Successful leaders, Swift writes, “got to know who their teams were teaming with, and they stayed in contact with those teams’ leaders… Once leaders engage in regular, everyday dialogue about the work their teams are doing together, chaos levels begin to modulate [and teams] minimize collisions between people doing the same or conflicting work.”

At relatively small associations, it shouldn’t be hard for an executive to identify who the key point people are. But even small associations can have a hidden org chart, and grasping how and when different teams are really interacting can go some way toward stemming the chaos.

Another valuable piece of advice Swift offers: Get rid of the time-killing, emotionally draining standing meeting. It’s not just that those allegedly valuable cross-functional meetups are time sucks. The problem is also that they’re a kind of performative cross-functionality, where participants are so busy discussing what they’re doing that they don’t leave space to talk about immediate challenges.

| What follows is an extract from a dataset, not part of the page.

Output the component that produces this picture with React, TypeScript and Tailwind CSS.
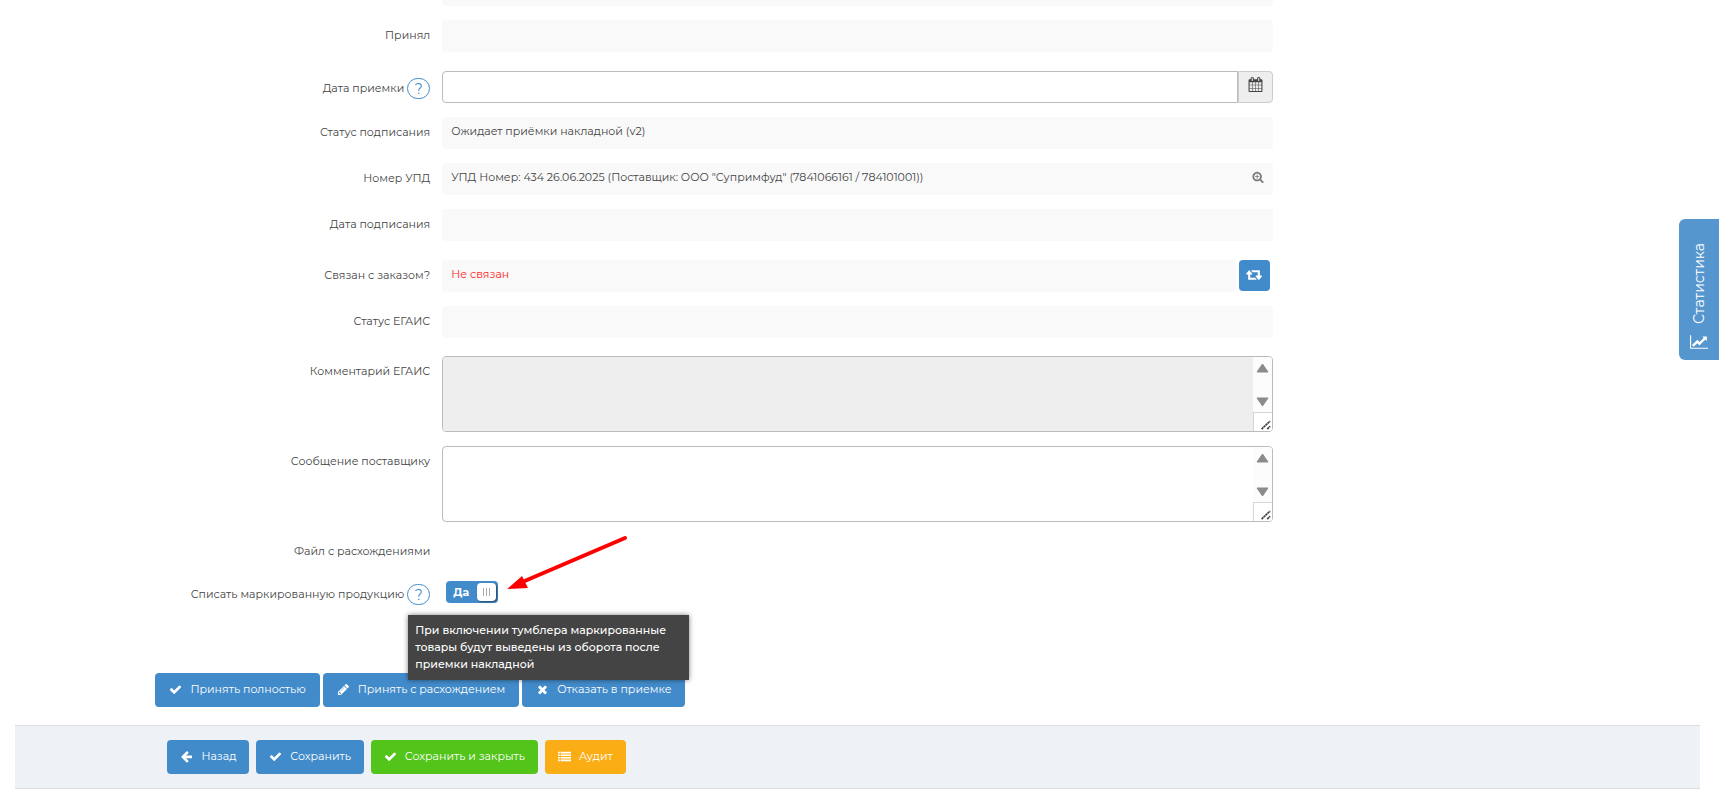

In Swift’s experience, putting more air into everybody’s schedule made a substantial difference, allowing space for people to voice concerns and address pressing matters without creating calendaring chaos. 

Swift doesn’t suggest that doing these things will eradicate dysfunction in organizations. And a little tension can be meaningful, she notes. It’s in those messy moments where organizations discover who’s capable of stepping up to lead, who has skills that everyone was previously unaware of, and who’s willing to learn.

“Challenge equals growth,” she writes. “Many executives I’ve worked with have cited chaotic times as the crucible for the growth of some of their strongest skills. The chaos didn’t feel good at the time, but they were learning at exponential speed.”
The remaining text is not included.